Al-Tabari, Dr Al-Husseni says, is “our Rashi”, the founder of tafsir, “the science of exegesis” — the Arabic word is similar to pesher, Hebrew for interpretation. “One of the key rules of Islamic exegesis by which Islamic scholarship is bound is that the authority to interpret lies in the hands of the Prophet and of the Prophets’ Companions alone,” he says, “Nobody can go to the text and just freely interpret the text for their own purposes. This is really important… because if the Prophet, or one of his Companions, has given an interpretation, then we are bound by it.”
Just as you find in the Talmud that one rabbi quotes a saying in the name of one of his teachers, so al-Tabari will cite the interpretations of earlier, oral commentators in a chain going back to one of the Prophet Muhammad’s Companions, the ultimate source of authority for that interpretation....
However, that is not the end of the story. Ibn Kathir then says that the Jews “declined, rebelled and defied his order and were punished for forty years by being lost, wandering in the land uncertain of where they should go. This was their punishment for defying Allah’s command.” In contrast, “The Muslim Ummah [community] is more respected and honored before Allah, and has a more perfect legislative code and system of life, it has the most honorable Prophet, the larger kingdom, more provisions, wealth and children, a larger domain and more lasting glory than the Children of Israel.”
And the idea that the “glory” of the Children of Israel was not “lasting” is the key to seeing why the exegesis of the Qur’an that Al-Husseni is pushing forward here is partial and incomplete. He quotes Al-Tabari saying that Allah wanted the Children of Israel to enter the Holy Land, but stops there, explaining none of the rest of what the Qur’an says about them. But Al-Husseni goes on to say that this promise is lasting, basing his argument not on any Qur’an verse, but on the nature of the Qur’an itself as understood in traditional Islamic theology:
Al-Tabari’s commentary also notes that the word “decreed” — kataba in Arabic, related to katav, “written”, in Hebrew — has the connotations of “ordered": in other words, settling the land was regarded as a mitzvah for the children of Israel. Al-Tabari also observes that the decree is confirmed in al-lawh al-mahfuz, the eternally preserved tablet” — a reference to the Islamic idea that in heaven exists a sacred blueprint from which the Muslim, Christian and Jewish scriptures emanate, hence the covenant with the Jewish people over Israel is everlasting.

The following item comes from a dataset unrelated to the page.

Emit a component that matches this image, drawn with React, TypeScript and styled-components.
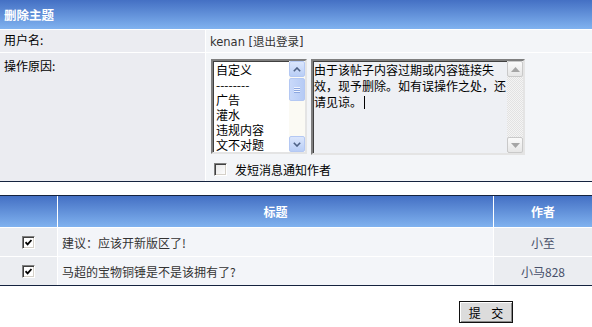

It would be nice if it were true that the Qur’an teaches that Allah gave the Land of Israel to the Jews, but one might wonder in that case why the Islamic world from Morocco to Indonesia manifests such hostility to Israel. Are Al-Husseni, Khaleel Mohammed and Sheikh Palazzi the only Muslims who have ever noticed that Allah actually wants the Jews to possess the Land of Israel?
And if Al-Husseni really believes this, why does he support a two-state solution? What claim can the Palestinians make to this land that he apparently believes was promised to another people?
About Khaleel Mohammed, see here and here. And, based on the experiences I have had with him, it seems to me that Palazzi is cut from the same cloth.
Anyway, Al-Husseni goes on to suggest that the Muslims who oppose his perspective have no Qur’anic case:
Actually, the Qur’an says that the Jews who reject Muhammad as a prophet are accursed of Allah. One verse scolds them for rejecting the Qur’an, even though it (in the Muslim view) confirmed the Torah: “And when there comes to them a Book from Allah, confirming what is with them, although from of old they had prayed for victory against those without Faith, when there comes to them that which they (should) have recognised, they refuse to believe in it but the curse of Allah is on those without Faith” (2:89).
Another passage tells the Muslims that they are the best of the world’s people, in contrast to the People of the Book (primarily Jews and Christians), most of whom have rebelled from Allah and incurred his curse: “Ye are the best of peoples, evolved for mankind, enjoining what is right, forbidding what is wrong, and believing in Allah. If only the People of the Book had faith, it were best for them: among them are some who have faith, but most of them are perverted transgressors. They will do you no harm, barring a trifling annoyance; if they come out to fight you, they will show you their backs, and no help shall they get. Shame is pitched over them (like a tent) wherever they are found, except when under a covenant (of protection) from Allah and from men; they draw on themselves wrath from Allah, and pitched over them is (the tent of) destitution. This because they rejected the Signs of Allah, and slew the prophets in defiance of right; this because they rebelled and transgressed beyond bounds” (3:110-112).
So the Jews and Christians who do not believe in Muhammad will find “shame” in this life “wherever they are found” -- unless they’re “under a covenant” from Allah. This most likely refers to the covenant of the dhimma, the contract of protection under which Jews and Christians live as subject peoples under the rule of Islamic law. However, even if one understands it to refer to the covenant that Allah made with the Jews to give them the Land of Israel, the Qur’an also says that they broke their covenant with Allah:
“And because of their breaking their covenant, We have cursed them and made hard their hearts. They change words from their context and forget a part of that whereof they were admonished. Thou wilt not cease to discover treachery from all save a few of them. But bear with them and pardon them. Lo! Allah loveth the kindly” (5:13).
Being thus accursed according to the Qur’an, the Jews are not the legitimate inheritors of the promise made in Qur’an 5:21. The ones who are the inheritors of that promise are those who have remained faithful to Allah (i.e., the Muslims), not those whom he has accursed (i.e., the Jews).
This is why you never hear mainstream Muslim voices or prominent Muslim leaders ever invoking Qur’an 5:21 to argue that Muslims ought not to be waging jihad against Israel. This is simply not a mainstream view, or one that anyone who is actually familiar with the totality of the Qur’an would ever advance. It gives Jews and all supporters of Israel hope, yes. But I would not give you false hope.